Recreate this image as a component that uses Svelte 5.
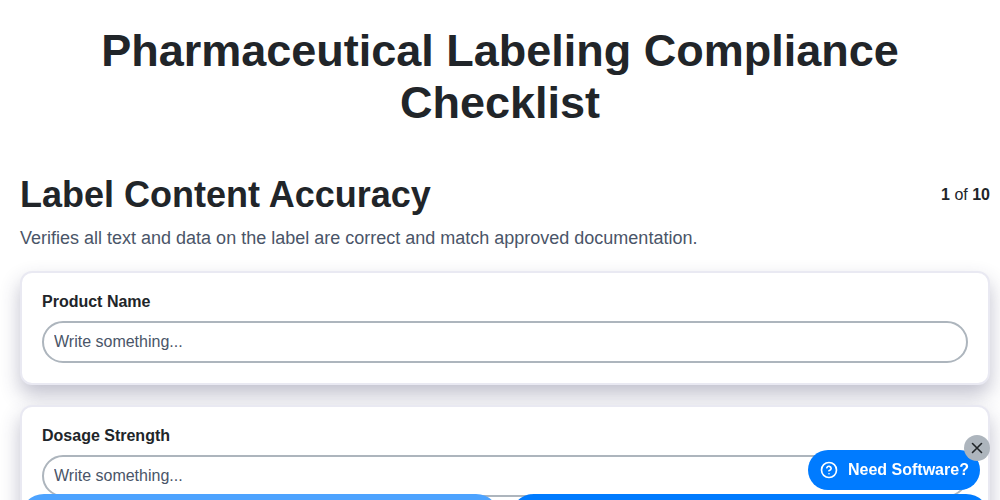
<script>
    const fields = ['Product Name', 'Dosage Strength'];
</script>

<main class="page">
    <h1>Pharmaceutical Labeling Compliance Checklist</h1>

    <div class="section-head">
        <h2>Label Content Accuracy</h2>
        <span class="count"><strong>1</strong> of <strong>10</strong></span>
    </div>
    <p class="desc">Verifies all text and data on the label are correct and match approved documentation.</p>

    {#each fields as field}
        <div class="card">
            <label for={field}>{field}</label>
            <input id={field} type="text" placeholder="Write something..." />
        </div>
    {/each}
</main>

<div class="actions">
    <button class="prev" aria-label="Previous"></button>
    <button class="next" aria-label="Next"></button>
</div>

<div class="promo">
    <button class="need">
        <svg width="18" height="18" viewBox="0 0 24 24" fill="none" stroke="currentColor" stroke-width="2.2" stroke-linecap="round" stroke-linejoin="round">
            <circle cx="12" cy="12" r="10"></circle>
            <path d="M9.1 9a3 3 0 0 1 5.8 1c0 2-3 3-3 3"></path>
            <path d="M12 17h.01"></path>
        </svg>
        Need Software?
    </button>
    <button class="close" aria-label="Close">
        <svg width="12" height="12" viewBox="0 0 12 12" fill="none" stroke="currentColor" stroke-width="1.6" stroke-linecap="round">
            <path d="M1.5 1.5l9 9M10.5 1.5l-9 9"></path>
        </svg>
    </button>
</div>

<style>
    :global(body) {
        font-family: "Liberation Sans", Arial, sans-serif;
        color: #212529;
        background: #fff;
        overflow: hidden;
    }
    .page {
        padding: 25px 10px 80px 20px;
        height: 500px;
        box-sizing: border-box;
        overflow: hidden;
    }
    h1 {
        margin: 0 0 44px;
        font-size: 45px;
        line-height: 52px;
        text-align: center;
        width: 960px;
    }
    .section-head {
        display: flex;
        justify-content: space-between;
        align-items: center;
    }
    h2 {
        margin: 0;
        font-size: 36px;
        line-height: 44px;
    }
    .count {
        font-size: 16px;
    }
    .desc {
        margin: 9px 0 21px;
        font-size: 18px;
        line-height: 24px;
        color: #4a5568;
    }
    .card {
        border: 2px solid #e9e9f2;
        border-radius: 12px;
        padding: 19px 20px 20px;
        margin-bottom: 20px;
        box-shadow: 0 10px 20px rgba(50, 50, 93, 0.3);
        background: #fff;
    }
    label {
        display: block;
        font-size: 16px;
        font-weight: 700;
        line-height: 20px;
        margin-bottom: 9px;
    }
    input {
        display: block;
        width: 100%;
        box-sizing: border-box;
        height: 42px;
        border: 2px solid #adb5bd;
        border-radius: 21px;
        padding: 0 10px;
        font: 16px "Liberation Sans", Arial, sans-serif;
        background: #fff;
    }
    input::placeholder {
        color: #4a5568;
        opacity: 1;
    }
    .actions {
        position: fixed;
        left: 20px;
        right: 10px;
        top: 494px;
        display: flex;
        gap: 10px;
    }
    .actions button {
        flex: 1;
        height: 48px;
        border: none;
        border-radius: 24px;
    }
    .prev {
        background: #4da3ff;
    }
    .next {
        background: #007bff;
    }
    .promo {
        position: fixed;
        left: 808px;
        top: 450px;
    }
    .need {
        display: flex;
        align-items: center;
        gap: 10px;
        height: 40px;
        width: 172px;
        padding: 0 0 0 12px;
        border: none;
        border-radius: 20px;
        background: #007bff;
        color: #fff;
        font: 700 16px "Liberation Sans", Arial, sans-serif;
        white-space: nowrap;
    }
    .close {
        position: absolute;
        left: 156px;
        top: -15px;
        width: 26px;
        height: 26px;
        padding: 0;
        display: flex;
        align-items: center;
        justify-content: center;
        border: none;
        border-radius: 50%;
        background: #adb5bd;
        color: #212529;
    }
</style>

- - - -

- Requirement:
Repeat the material exactly as it reads, without any of its pictures.

- Answer to the exercise:
Recreate this image as a component that uses Svelte 5.
<script>
    const fields = ['Product Name', 'Dosage Strength'];
</script>

<main class="page">
    <h1>Pharmaceutical Labeling Compliance Checklist</h1>

    <div class="section-head">
        <h2>Label Content Accuracy</h2>
        <span class="count"><strong>1</strong> of <strong>10</strong></span>
    </div>
    <p class="desc">Verifies all text and data on the label are correct and match approved documentation.</p>

    {#each fields as field}
        <div class="card">
            <label for={field}>{field}</label>
            <input id={field} type="text" placeholder="Write something..." />
        </div>
    {/each}
</main>

<div class="actions">
    <button class="prev" aria-label="Previous"></button>
    <button class="next" aria-label="Next"></button>
</div>

<div class="promo">
    <button class="need">
        <svg width="18" height="18" viewBox="0 0 24 24" fill="none" stroke="currentColor" stroke-width="2.2" stroke-linecap="round" stroke-linejoin="round">
            <circle cx="12" cy="12" r="10"></circle>
            <path d="M9.1 9a3 3 0 0 1 5.8 1c0 2-3 3-3 3"></path>
            <path d="M12 17h.01"></path>
        </svg>
        Need Software?
    </button>
    <button class="close" aria-label="Close">
        <svg width="12" height="12" viewBox="0 0 12 12" fill="none" stroke="currentColor" stroke-width="1.6" stroke-linecap="round">
            <path d="M1.5 1.5l9 9M10.5 1.5l-9 9"></path>
        </svg>
    </button>
</div>

<style>
    :global(body) {
        font-family: "Liberation Sans", Arial, sans-serif;
        color: #212529;
        background: #fff;
        overflow: hidden;
    }
    .page {
        padding: 25px 10px 80px 20px;
        height: 500px;
        box-sizing: border-box;
        overflow: hidden;
    }
    h1 {
        margin: 0 0 44px;
        font-size: 45px;
        line-height: 52px;
        text-align: center;
        width: 960px;
    }
    .section-head {
        display: flex;
        justify-content: space-between;
        align-items: center;
    }
    h2 {
        margin: 0;
        font-size: 36px;
        line-height: 44px;
    }
    .count {
        font-size: 16px;
    }
    .desc {
        margin: 9px 0 21px;
        font-size: 18px;
        line-height: 24px;
        color: #4a5568;
    }
    .card {
        border: 2px solid #e9e9f2;
        border-radius: 12px;
        padding: 19px 20px 20px;
        margin-bottom: 20px;
        box-shadow: 0 10px 20px rgba(50, 50, 93, 0.3);
        background: #fff;
    }
    label {
        display: block;
        font-size: 16px;
        font-weight: 700;
        line-height: 20px;
        margin-bottom: 9px;
    }
    input {
        display: block;
        width: 100%;
        box-sizing: border-box;
        height: 42px;
        border: 2px solid #adb5bd;
        border-radius: 21px;
        padding: 0 10px;
        font: 16px "Liberation Sans", Arial, sans-serif;
        background: #fff;
    }
    input::placeholder {
        color: #4a5568;
        opacity: 1;
    }
    .actions {
        position: fixed;
        left: 20px;
        right: 10px;
        top: 494px;
        display: flex;
        gap: 10px;
    }
    .actions button {
        flex: 1;
        height: 48px;
        border: none;
        border-radius: 24px;
    }
    .prev {
        background: #4da3ff;
    }
    .next {
        background: #007bff;
    }
    .promo {
        position: fixed;
        left: 808px;
        top: 450px;
    }
    .need {
        display: flex;
        align-items: center;
        gap: 10px;
        height: 40px;
        width: 172px;
        padding: 0 0 0 12px;
        border: none;
        border-radius: 20px;
        background: #007bff;
        color: #fff;
        font: 700 16px "Liberation Sans", Arial, sans-serif;
        white-space: nowrap;
    }
    .close {
        position: absolute;
        left: 156px;
        top: -15px;
        width: 26px;
        height: 26px;
        padding: 0;
        display: flex;
        align-items: center;
        justify-content: center;
        border: none;
        border-radius: 50%;
        background: #adb5bd;
        color: #212529;
    }
</style>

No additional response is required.